Duration of the initial impulse

This duration was calculated as the time lag between the start of the movement and the first reacceleration after reaching the maximal velocity (when the acceleration becomes greater than or equal to zero, after reaching the peak velocity). This parameter is considered an indicator of the planning error linked to the subject’s expectations about the availability and salience of different types of feedback3; i.e., it provides information about the cognitive processes used to plan movement and triggers motor programs such as early online visual feedback37,38.

Duration of the homing phase

This phase corresponds to the time lag between the first reacceleration after reaching the maximal velocity and the end of the movement, which is defined as the moment at which the stylus velocity exceeds and falls below 5% of its peak (see Fig. 4b). This parameter is an indicator of limb-target control based on sensory feedback.

Movement time (MT)

This is the time lag between the start and the end of the movement. This parameter accounts for sensorimotor processes involved in movement programming and provides information about online motor control.

Spatial parameters (Fig. 4c)

Absolute angular error at the end of the initial impulse and the end of the movement

This corresponds to the angle in degree between the actual trajectory and the straight path linking the stylus's initial position to the target's centre at the times indicated.

Mean variation of the subject's trajectory (mVa)

This parameter was computed as the area under the curve between the straight path linking the stylus's initial position to the centre of the target minus the area under the curve of the stylus trajectory. The results are expressed in units of area (ua) and presented as absolute values.

Maximal deviation of the subject's trajectory

The maximum deviation of the trajectory in pixels was quantified using the perpendicular greatest distance between the actual stylus trajectory and the straight path linking the stylus's initial position to the target's centre.

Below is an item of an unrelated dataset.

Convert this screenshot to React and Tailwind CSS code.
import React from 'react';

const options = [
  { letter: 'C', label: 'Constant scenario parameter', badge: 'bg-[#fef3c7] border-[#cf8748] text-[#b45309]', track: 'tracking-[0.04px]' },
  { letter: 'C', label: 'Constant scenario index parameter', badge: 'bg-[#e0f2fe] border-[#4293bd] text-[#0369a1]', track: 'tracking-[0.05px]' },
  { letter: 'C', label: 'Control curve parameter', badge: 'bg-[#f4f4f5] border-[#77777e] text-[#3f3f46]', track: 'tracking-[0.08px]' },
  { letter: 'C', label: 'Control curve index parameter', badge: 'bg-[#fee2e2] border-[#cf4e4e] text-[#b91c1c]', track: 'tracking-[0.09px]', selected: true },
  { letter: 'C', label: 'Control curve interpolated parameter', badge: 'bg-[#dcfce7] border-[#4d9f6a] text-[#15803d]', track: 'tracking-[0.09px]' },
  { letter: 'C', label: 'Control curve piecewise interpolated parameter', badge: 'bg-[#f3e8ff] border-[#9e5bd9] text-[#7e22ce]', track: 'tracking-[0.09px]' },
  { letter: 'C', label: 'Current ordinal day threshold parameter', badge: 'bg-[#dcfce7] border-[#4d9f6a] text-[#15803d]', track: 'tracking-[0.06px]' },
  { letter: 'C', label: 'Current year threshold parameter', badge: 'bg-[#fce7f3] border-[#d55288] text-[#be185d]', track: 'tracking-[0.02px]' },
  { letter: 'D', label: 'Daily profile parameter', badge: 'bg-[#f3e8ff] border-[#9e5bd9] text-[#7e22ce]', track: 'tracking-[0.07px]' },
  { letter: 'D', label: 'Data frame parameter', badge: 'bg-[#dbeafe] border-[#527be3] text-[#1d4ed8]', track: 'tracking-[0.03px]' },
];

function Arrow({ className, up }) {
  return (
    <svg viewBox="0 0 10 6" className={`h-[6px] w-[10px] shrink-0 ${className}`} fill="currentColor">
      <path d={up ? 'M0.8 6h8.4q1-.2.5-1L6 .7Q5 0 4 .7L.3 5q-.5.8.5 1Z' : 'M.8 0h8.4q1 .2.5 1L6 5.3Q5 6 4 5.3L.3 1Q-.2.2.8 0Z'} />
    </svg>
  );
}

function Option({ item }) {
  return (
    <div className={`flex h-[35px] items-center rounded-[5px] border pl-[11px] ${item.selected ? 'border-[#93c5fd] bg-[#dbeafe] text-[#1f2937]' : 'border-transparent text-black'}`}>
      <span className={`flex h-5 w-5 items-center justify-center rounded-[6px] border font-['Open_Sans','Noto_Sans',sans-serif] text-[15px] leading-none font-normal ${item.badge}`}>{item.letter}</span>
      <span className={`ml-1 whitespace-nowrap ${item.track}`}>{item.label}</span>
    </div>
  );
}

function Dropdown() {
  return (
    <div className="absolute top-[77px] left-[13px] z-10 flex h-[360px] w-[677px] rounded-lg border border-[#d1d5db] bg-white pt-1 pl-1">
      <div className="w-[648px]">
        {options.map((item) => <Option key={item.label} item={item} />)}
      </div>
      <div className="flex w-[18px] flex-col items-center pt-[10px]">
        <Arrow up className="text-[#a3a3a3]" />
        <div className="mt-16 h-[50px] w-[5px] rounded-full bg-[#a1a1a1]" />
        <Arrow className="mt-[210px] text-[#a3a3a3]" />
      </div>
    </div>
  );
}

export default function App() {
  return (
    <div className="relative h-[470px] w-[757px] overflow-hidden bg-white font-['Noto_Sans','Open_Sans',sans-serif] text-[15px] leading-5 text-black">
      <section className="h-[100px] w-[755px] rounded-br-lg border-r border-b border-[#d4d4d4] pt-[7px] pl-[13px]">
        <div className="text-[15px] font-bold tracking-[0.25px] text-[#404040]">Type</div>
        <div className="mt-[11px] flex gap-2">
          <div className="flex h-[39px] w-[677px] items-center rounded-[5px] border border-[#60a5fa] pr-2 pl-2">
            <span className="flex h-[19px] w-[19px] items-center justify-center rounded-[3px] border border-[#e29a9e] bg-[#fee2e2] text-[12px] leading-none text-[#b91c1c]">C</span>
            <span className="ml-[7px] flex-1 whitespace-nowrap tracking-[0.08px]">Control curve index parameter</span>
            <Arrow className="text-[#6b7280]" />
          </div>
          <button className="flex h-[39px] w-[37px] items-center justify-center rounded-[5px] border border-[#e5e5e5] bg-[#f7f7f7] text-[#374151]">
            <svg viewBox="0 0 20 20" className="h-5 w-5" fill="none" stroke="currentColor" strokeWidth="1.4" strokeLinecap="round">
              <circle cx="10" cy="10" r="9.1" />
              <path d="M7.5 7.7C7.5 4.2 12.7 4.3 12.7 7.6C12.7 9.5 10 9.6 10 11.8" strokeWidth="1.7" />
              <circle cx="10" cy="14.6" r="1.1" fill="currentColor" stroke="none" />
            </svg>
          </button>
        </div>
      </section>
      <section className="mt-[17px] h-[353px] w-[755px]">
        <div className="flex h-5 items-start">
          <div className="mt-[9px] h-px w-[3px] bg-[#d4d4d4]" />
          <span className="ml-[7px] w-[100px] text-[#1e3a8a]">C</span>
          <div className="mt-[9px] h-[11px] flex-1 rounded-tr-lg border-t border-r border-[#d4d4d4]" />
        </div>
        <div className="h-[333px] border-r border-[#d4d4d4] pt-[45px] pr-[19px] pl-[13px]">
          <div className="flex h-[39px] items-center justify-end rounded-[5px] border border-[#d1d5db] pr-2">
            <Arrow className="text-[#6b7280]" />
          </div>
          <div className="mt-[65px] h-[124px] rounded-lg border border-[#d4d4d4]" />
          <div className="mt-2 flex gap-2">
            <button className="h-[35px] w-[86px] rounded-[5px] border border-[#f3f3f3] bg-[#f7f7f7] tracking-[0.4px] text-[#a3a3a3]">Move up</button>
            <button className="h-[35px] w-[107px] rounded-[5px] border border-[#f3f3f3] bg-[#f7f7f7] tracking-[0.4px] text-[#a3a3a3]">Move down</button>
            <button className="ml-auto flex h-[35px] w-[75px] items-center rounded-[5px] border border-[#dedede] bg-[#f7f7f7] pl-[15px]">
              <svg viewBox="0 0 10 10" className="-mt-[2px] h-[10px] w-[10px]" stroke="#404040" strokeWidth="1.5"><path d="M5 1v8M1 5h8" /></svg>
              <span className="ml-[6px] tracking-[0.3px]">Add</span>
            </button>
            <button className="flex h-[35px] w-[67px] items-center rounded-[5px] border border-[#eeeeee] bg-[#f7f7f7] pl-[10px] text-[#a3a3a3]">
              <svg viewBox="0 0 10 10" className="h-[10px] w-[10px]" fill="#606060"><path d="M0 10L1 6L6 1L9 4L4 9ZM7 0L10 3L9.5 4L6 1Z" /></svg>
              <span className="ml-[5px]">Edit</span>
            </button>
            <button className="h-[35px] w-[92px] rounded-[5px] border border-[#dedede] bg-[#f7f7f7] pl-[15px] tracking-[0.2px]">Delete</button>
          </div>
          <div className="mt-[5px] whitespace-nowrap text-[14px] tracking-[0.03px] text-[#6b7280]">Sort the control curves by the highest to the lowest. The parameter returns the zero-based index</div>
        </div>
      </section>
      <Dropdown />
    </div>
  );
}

Lateral absolute gap at the end of the initial impulse and the end of the movement

This corresponds to the stylus's lateral deviation relative to the centre of the target in pixels, both at the first reacceleration phase after reaching the maximal velocity and at the end of the movement.

These spatial parameters provided indirect information on the cognitive processes allowing movement planning and its trajectory and the sensorimotor processes involved in online movement control.

They were completed by the mean ratings of the self-reported pictures valance and arousal corresponding to the mean values obtained for each subject according to the 9-point scale of the Self-Assessment-Manikin (SAM).

Statistical analysis

The mean ratings of the self-reported pictures’ valence and arousal were compared between each category by univariate analyses.

The experimental design was a 2 (action consequence: negative vs. positive) × 2 (picture valence: unpleasant vs. pleasant), with the variable action consequence manipulated between subjects and the variable picture valence manipulated within subjects. A power analysis (conducted via G*Power Software, with Cohen’s recommendations, 1988)39,40, which assumed a medium effect size of 0.25 for the ANOVA with one between-subjects factor and one within-subjects factor, indicated that a total of 34 participants were required to have a 80% power (80% is a minimum required by Cohen, 1988) of detecting a significant effect at a p value of 0.05. The present study included 32 participants. A sensitivity analysis (conducted via G*Power Software and the same recommendations) with a sample of 32 participants (16 women and 16 men, aged 22–24 years; women average age 22 ± 1.7; men average age 24 ± 2) with one within-subjects and one between-subjects factor indicated that an effect size of 0.296 was required to have a 90% power of detecting a significant effect at p value of 0.05, and an effect size of 0.256 was required to have a 80% power of detecting a significant effect at p value of 0.05. The LSD test was used for all other pairwise multiple comparison procedures. Only significant post-tests were analysed. The results are expressed in terms of averages, standard error and the effect size was specified by the partial eta squared (ηp2).